In the early 1990s I visited Mont Saint-Michel as a daytrip from Caen, a nearby town in Normandy. I had two small children at the time and didn't attempt to tour the abbey. This time I wanted to see the abbey, so we stayed over. In retrospect, other than the abbey, there's not much to see here and a daytrip would have worked. We ran into someone we knew from San Diego and he and his wife came for the day from one of the mainland towns.  The abbey is worth the effort. There are few other structures like it in the world that have survived centuries intact. Part of this amazing feat of engineering is called La Merveille, which means The Wonder. And it is. 

Here are some snapshots:

Visitors at far left enter the gate at the beginning of the Grande Rue, the island's only street.
I think the building to the right of the red and yellow flag is Mere Poulard. 
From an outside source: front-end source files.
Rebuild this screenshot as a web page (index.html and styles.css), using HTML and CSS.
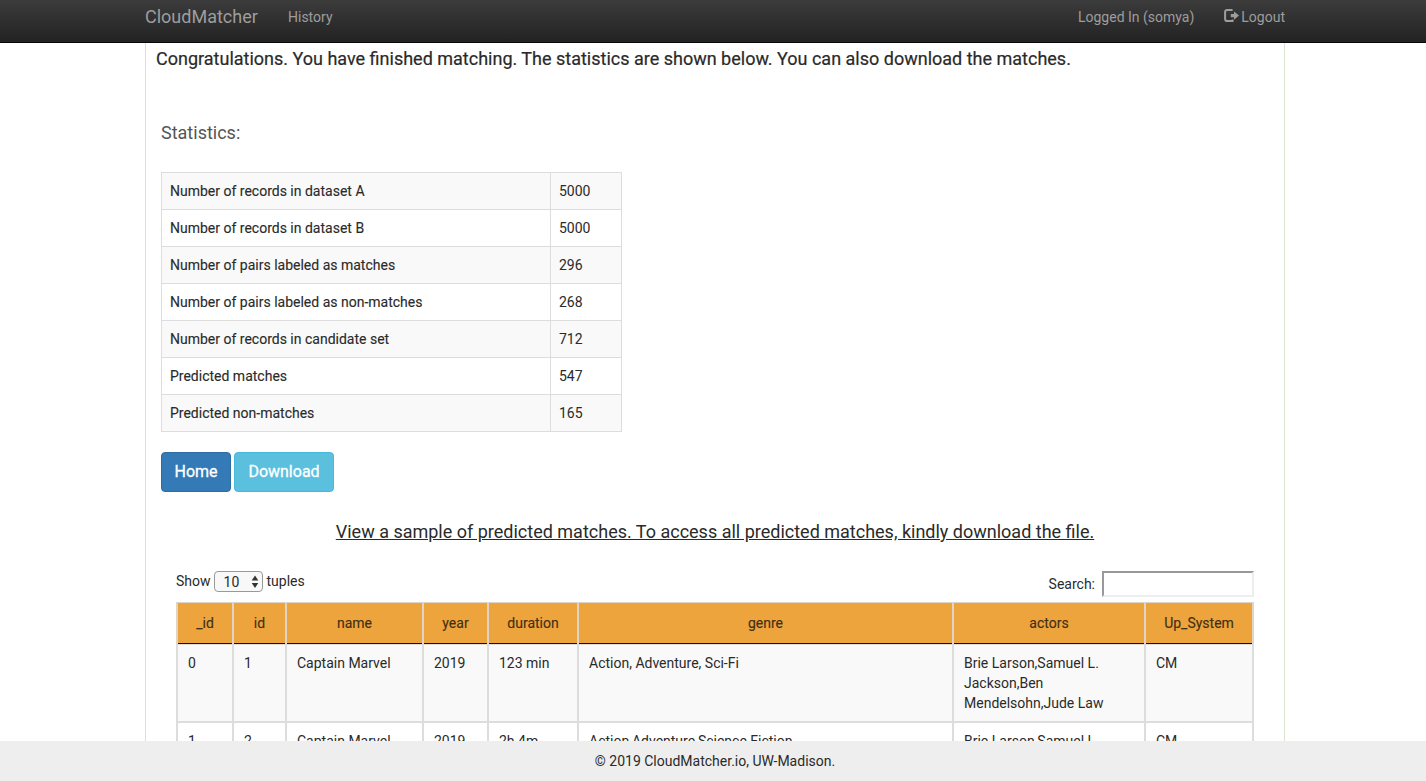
FILE: index.html
```html
<!DOCTYPE html>
<html lang="en">
<head>
<meta charset="utf-8">
<title>CloudMatcher</title>
<link rel="stylesheet" href="styles.css">
</head>
<body>
<header class="navbar">
  <nav class="navbar-inner">
    <a class="brand">CloudMatcher</a>
    <a class="history">History</a>
    <span class="user">Logged In (somya)</span>
    <a class="logout"><svg class="logout-icon" viewBox="0 0 16 14"><path d="M8.6 1.1H3.2Q1.1 1.1 1.1 3.2V10Q1.1 12.1 3.2 12.1H8.6V10.6" fill="none" stroke="currentColor" stroke-width="2"/><path d="M10 2.4 15 6.6 10 10.8V8.2H6.8V5H10Z" fill="currentColor"/></svg>Logout</a>
  </nav>
</header>
<main class="page">
  <div class="container">
    <h4 class="message">Congratulations. You have finished matching. The statistics are shown below. You can also download the matches.</h4>
    <h4 class="heading">Statistics:</h4>
    <table class="stats">
      <tr><th>Number of records in dataset A</th><td>5000</td></tr>
      <tr><th>Number of records in dataset B</th><td>5000</td></tr>
      <tr><th>Number of pairs labeled as matches</th><td>296</td></tr>
      <tr><th>Number of pairs labeled as non-matches</th><td>268</td></tr>
      <tr><th>Number of records in candidate set</th><td>712</td></tr>
      <tr><th>Predicted matches</th><td>547</td></tr>
      <tr><th>Predicted non-matches</th><td>165</td></tr>
    </table>
    <div class="actions">
      <button class="btn btn-home">Home</button>
      <button class="btn btn-download">Download</button>
    </div>
    <h4 class="sample-title">View a sample of predicted matches. To access all predicted matches, kindly download the file.</h4>
    <section class="sample">
      <div class="controls">
        <div class="length">Show
          <span class="select">10<svg class="arrows" viewBox="0 0 8 14"><path d="M4 0.5 7.3 5.6H0.7ZM4 13 7.3 8H0.7Z" fill="#333"/></svg></span>
          tuples</div>
        <label class="search">Search: <input class="search-input" type="text"></label>
      </div>
      <table class="tuples">
        <colgroup><col class="c-first"><col class="c-id"><col class="c-name"><col class="c-year"><col class="c-duration"><col class="c-genre"><col class="c-actors"><col class="c-system"></colgroup>
        <thead><tr><th>_id</th><th>id</th><th>name</th><th>year</th><th>duration</th><th>genre</th><th>actors</th><th>Up_System</th></tr></thead>
        <tbody>
          <tr><td>0</td><td>1</td><td>Captain Marvel</td><td>2019</td><td>123 min</td><td>Action, Adventure, Sci-Fi</td><td>Brie Larson,Samuel L. Jackson,Ben Mendelsohn,Jude Law</td><td>CM</td></tr>
          <tr><td>1</td><td>2</td><td>Captain Marvel</td><td>2019</td><td>2h 4m</td><td>Action,Adventure,Science Fiction</td><td>Brie Larson,Samuel L.</td><td>CM</td></tr>
        </tbody>
      </table>
    </section>
  </div>
</main>
<footer class="footer">© 2019 CloudMatcher.io, UW-Madison.</footer>
</body>
</html>
```
FILE: styles.css
```css
* { box-sizing: border-box; }
body {
  margin: 0;
  height: 781px;
  display: flex;
  flex-direction: column;
  overflow: hidden;
  font: 14px/20px Roboto, sans-serif;
  color: #2a2a2a;
  background: #fff;
}
h4 { margin: 0; font-size: 18px; line-height: 20px; white-space: nowrap; }

.navbar {
  flex: none;
  height: 43px;
  background: linear-gradient(#3c3c3c, #222);
  border-bottom: 1px solid #080808;
  color: #9d9d9d;
}
.navbar-inner {
  width: 1140px;
  margin-left: 145px;
  padding-top: 7px;
  display: flex;
  align-items: center;
}
.brand { width: 143px; font-size: 18px; }
.user { margin-left: auto; }
.logout { margin-left: 30px; display: flex; }
.logout-icon { width: 16px; height: 14px; margin: 2px 1px 0 0; }

.page { flex: 1; min-height: 0; overflow: hidden; }
.container {
  width: 1140px;
  height: 900px;
  margin-left: 145px;
  padding: 6px 30px 0 15px;
  border: solid #d8e4d0;
  border-width: 0 1px;
}
.message { margin-left: -5px; font-weight: 400; -webkit-text-stroke: 0.2px; }
.heading { margin-top: 54px; font-weight: 400; color: #555; }

.stats {
  margin-top: 29px;
  width: 461px;
  border-collapse: collapse;
  table-layout: fixed;
}
.stats th, .stats td {
  height: 37px;
  padding: 0 8px;
  border: 1px solid #ddd;
  text-align: left;
  font-weight: 400;
}
.stats th { width: 389px; -webkit-text-stroke: 0.12px; }
.stats tr:nth-child(odd) { background: #f9f9f9; }

.actions { margin-top: 20px; display: flex; gap: 3px; }
.btn {
  height: 40px;
  padding: 0 0 2px;
  border: 1px solid;
  border-radius: 4px;
  font: 400 16px Roboto, sans-serif;
  -webkit-text-stroke: 0.3px;
  color: #fff;
}
.btn-home { width: 70px; background: #337ab7; border-color: #2e6da4; }
.btn-download { width: 100px; background: #5bc0de; border-color: #46b8da; }

.sample-title {
  margin: 30px -15px 0 0;
  text-align: center;
  font-weight: 400;
  text-decoration: underline;
}
.sample { margin: 29px 0 0 15px; width: 1078px; }
.controls { height: 31px; display: flex; justify-content: space-between; align-items: flex-start; }
.length { display: flex; gap: 3px; }
.select {
  width: 49px;
  height: 21px;
  margin-right: 1px;
  padding: 0 3px 0 9px;
  display: flex;
  justify-content: space-between;
  align-items: center;
  border: 1px solid #999;
  border-radius: 4px;
  background: #f8f8f8;
}
.arrows { width: 8px; height: 14px; }
.search { display: flex; align-items: center; gap: 7px; }
.search-input { width: 152px; height: 26px; border: 2px solid #eee; border-color: #999 #eee #eee #999; }

.tuples {
  width: 1078px;
  table-layout: fixed;
  border-collapse: separate;
  border-spacing: 0;
}
.c-first { width: 58px; }
.c-id { width: 53px; }
.c-name { width: 137px; }
.c-year { width: 65px; }
.c-duration { width: 90px; }
.c-genre { width: 375px; }
.c-actors { width: 192px; }
.c-system { width: 108px; }
.tuples th {
  height: 42px;
  padding: 0 0 1px;
  font-weight: 400;
  -webkit-text-stroke: 0.12px;
  color: #3f2f15;
  background: #eea43c;
  background-clip: padding-box;
  border: solid #ddd;
  border-color: #e0d6c8;
  border-width: 1px 2px 0 0;
  box-shadow: inset 0 -1px #111;
}
.tuples td {
  padding: 8px 0 8px 10px;
  vertical-align: top;
  border: solid #ddd;
  border-width: 0 2px 2px 0;
}
.tuples th:first-child, .tuples td:first-child { border-left-width: 2px; }
.tuples tbody tr:first-child { background: #f9f9f9; }
.tuples tbody tr:first-child td { border-top: 1px solid #ddd; }

.footer {
  flex: none;
  height: 40px;
  padding: 10px 0 0 4px;
  text-align: center;
  background: #eee;
}
```
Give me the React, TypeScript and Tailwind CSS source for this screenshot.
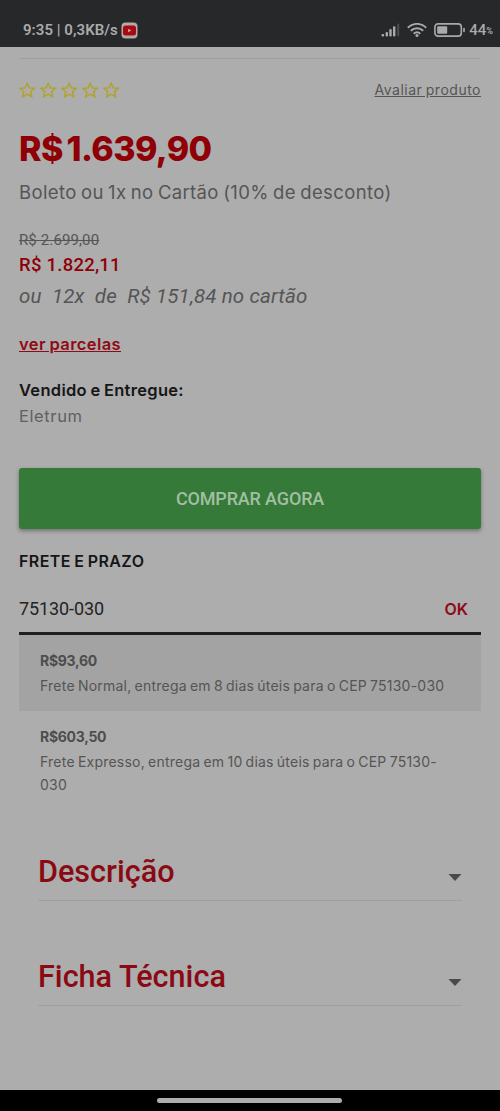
import React from "react";

type Shipping = {
  price: string;
  text: string;
};

const shippings: Shipping[] = [
  {
    price: "R$93,60",
    text: "Frete Normal, entrega em 8 dias úteis para o CEP 75130-030",
  },
  {
    price: "R$603,50",
    text: "Frete Expresso, entrega em 10 dias úteis para o CEP 75130-030",
  },
];

function StatusBar() {
  return (
    <div className="h-[47px] bg-[#26282a] flex items-start justify-between pl-[23px] pr-[7px] pt-[20px] font-['Roboto',sans-serif] text-[#a9aaab]">
      <div className="flex items-center h-5">
        <span className="text-[15px] font-semibold whitespace-nowrap tracking-[0.05px]">
          9:35 | 0,3KB/s
        </span>
        <svg className="ml-[3px] shrink-0" width="17" height="17" viewBox="0 0 17 17">
          <rect x="0.5" y="0.5" width="16" height="16" rx="4" fill="#b0aaa8" />
          <rect x="2" y="3.5" width="13" height="10" rx="2.5" fill="#a80a12" />
          <path d="M7.2 6.7 10.2 8.5 7.2 10.3Z" fill="#d0b0b0" />
        </svg>
      </div>
      <div className="flex items-center h-5">
        <svg width="20" height="14" viewBox="0 0 20 14" fill="#a9aaab">
          <rect x="0.5" y="11" width="2.6" height="2.5" rx="1" />
          <rect x="4.6" y="9" width="2.4" height="4.5" rx="1" />
          <rect x="8.3" y="6" width="2.4" height="7.5" rx="1" />
          <rect x="12" y="3.2" width="2.4" height="10.3" rx="1" />
          <rect x="16.2" y="0.5" width="2" height="13" rx="1" fill="#4b4d4f" />
        </svg>
        <svg
          className="ml-[6px]"
          width="20"
          height="14"
          viewBox="0 0 20 14"
          fill="none"
          stroke="#a9aaab"
          strokeWidth="1.9"
        >
          <path d="M0.8 4.7C6 -0.4 14 -0.4 19.2 4.7" />
          <path d="M3.8 7.8C7.4 4.4 12.6 4.4 16.2 7.8" />
          <path d="M6.7 10.7C8.7 8.9 11.3 8.9 13.3 10.7" />
          <circle cx="10" cy="12.4" r="1.5" fill="#a9aaab" stroke="none" />
        </svg>
        <svg className="ml-[7px]" width="32" height="14" viewBox="0 0 32 14">
          <rect x="0.9" y="0.9" width="26.4" height="12.2" rx="3.2" fill="none" stroke="#a9aaab" strokeWidth="1.6" />
          <rect x="3.2" y="3.2" width="10" height="7.6" rx="1" fill="#a9aaab" />
          <rect x="29.2" y="4.8" width="1.6" height="4.4" rx="0.8" fill="#a9aaab" />
        </svg>
        <span className="ml-[3px] text-[15px] font-medium">44</span>
        <span className="text-[9px] font-bold pt-[4px]">%</span>
      </div>
    </div>
  );
}

function Star() {
  return (
    <svg width="17" height="16" viewBox="0 0 17 16" fill="none" stroke="#afa32b" strokeWidth="1.5">
      <path d="M8.2 1.3 10.3 5.9 15.3 6.4 11.6 9.8 12.7 14.8 8.2 12.2 3.7 14.8 4.8 9.8 1 6.4 6.1 5.9Z" />
    </svg>
  );
}

function Section({ title }: { title: string }) {
  return (
    <div className="mx-[19px] h-[57px] border-b border-[#9f9f9f] flex items-center justify-between">
      <h2 className="font-['Roboto',sans-serif] font-medium text-[30.6px] text-[#8a0a14]">
        {title}
      </h2>
      <svg className="mt-[11px]" width="14" height="7" viewBox="0 0 14 7" fill="#4a4a4a">
        <path d="M0.5 0H13.5L7 7Z" />
      </svg>
    </div>
  );
}

function App() {
  return (
    <div className="w-[500px] h-[1111px] flex flex-col overflow-hidden bg-[#adadad] font-['Inter',sans-serif] text-[#555555]">
      <StatusBar />
      <main className="flex-1 px-[19px] pt-[11px] whitespace-nowrap">
        <div className="h-[63px] border-t border-[#9f9f9f] flex items-center justify-between">
          <div className="flex gap-1">
            {[1, 2, 3, 4, 5].map((item) => (
              <Star key={item} />
            ))}
          </div>
          <a className="text-[14px] tracking-[0.5px] [word-spacing:-1px] underline -mt-[2px]">
            Avaliar produto
          </a>
        </div>

        <div className="h-[54px] flex items-center text-[34px] font-extrabold text-[#8f0006] tracking-[-0.6px] [word-spacing:-3px]">
          R$ 1.639,90
        </div>
        <div className="h-[36px] flex items-center text-[18.5px] tracking-[0.36px] [word-spacing:-1.2px]">
          Boleto ou 1x no Cartão (10% de desconto)
        </div>

        <div className="font-['Roboto',sans-serif]">
          <div className="mt-[19px] h-5 flex items-center text-[15px] tracking-[0.12px]">
            <s>R$ 2.699,00</s>
          </div>
          <div className="h-[31px] flex items-center text-[18.5px] tracking-[0.25px] font-medium text-[#8f0006]">
            R$ 1.822,11
          </div>
          <div className="h-[30px] flex items-center text-[20.5px] tracking-[0.13px] italic whitespace-pre">
            {"ou  12x  de  R$ 151,84 no cartão"}
          </div>
        </div>

        <div className="mt-[19px] h-7 flex items-center">
          <a className="text-[16.5px] tracking-[0.4px] [word-spacing:-1px] font-semibold underline text-[#8f0a16]">
            ver parcelas
          </a>
        </div>

        <div className="mt-[19px] h-[26px] flex items-center text-[16.5px] tracking-[0.3px] [word-spacing:-1px] font-semibold text-[#161616]">
          Vendido e Entregue:
        </div>
        <div className="h-[26px] flex items-center text-[16.5px] tracking-[0.6px] text-[#606060]">
          Eletrum
        </div>

        <button className="mt-[39px] w-full h-[61px] rounded-[3px] bg-[#357a38] shadow-[0_2px_4px_rgba(0,0,0,0.35)] font-['Roboto',sans-serif] font-medium text-[18px] tracking-[-0.15px] text-[#a3bfa2]">
          COMPRAR AGORA
        </button>

        <div className="mt-[19px] h-[26px] flex items-center text-[16px] tracking-[0.4px] [word-spacing:-1px] font-semibold text-[#161616]">
          FRETE E PRAZO
        </div>
        <div className="mt-[10px] h-[51px] border-b-[3px] border-[#202020] flex items-center justify-between pr-[13px]">
          <span className="font-['Roboto',sans-serif] text-[18px] tracking-[-0.1px] text-[#242424]">
            75130-030
          </span>
          <span className="text-[16px] font-semibold text-[#8f0a16] pt-px">OK</span>
        </div>

        <div>
          {shippings.map((item) => (
            <div
              key={item.price}
              className="pt-[14px] pb-[14px] pl-[21px] pr-[30px] odd:bg-[#a3a3a3]"
            >
              <div className="h-[22px] flex items-center text-[14px] tracking-[-0.3px] font-bold text-[#4d4d4d]">
                {item.price}
              </div>
              <p className="mt-[3px] leading-[23px] text-[14px] tracking-[0.22px] [word-spacing:-1px] whitespace-normal">
                {item.text}
              </p>
            </div>
          ))}
        </div>

        <div className="mt-[34px]">
          <Section title="Descrição" />
        </div>
        <div className="mt-12">
          <Section title="Ficha Técnica" />
        </div>
      </main>
      <div className="h-[21px] bg-black flex justify-center pt-[8px] pr-px">
        <div className="w-[185px] h-[5px] rounded-full bg-[#adadad]"></div>
      </div>
    </div>
  );
}

export default App;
You can see buses at the shuttle stop on the left end of the
causeway. It's a pretty quick walk to the island from there.










After going steadily uphill on the Grande Rue,
you come to these steps that will take you to
the abbey entrance. More steps are inside.














Entrance to the abbey.

The nave or sanctuary of the abbey.













The cloister is at the top of a building known
as Le Merveille, built in the early 1200s.














This is called the Crypt of the Great Pillars. It's actually part of the middle level of the three-level
abbey. The pillars were built in the mid-1400s to support construction of a new choir in the
church above after the original one collapsed in 1421. 
















The ruins of a chapel from the abbey's
earliest days.

Alpha and Omega (the first and final letters of the Greek alphabet)
were a metaphore for divinity: first and last, or everything.









The archangel Michael, who supposedly ordered
the creation of the abbey, sits atop its highest
spire. The figure was added in 1897 and was
regilded in 2016.

Other carvings at the abbey show the
effect centuries can have on stone.


People on the lower walkway are departing the abbey.

Abbey visitors have views over the tidal 
flats to the mainland, a kilometer away.
Mont Saint-Michel as seen from the mainland several
miles away. In the foreground are recently  plowed fields.

One advantage of staying overnight at Mont Saint-Michel is the possibility of a splendid sunset.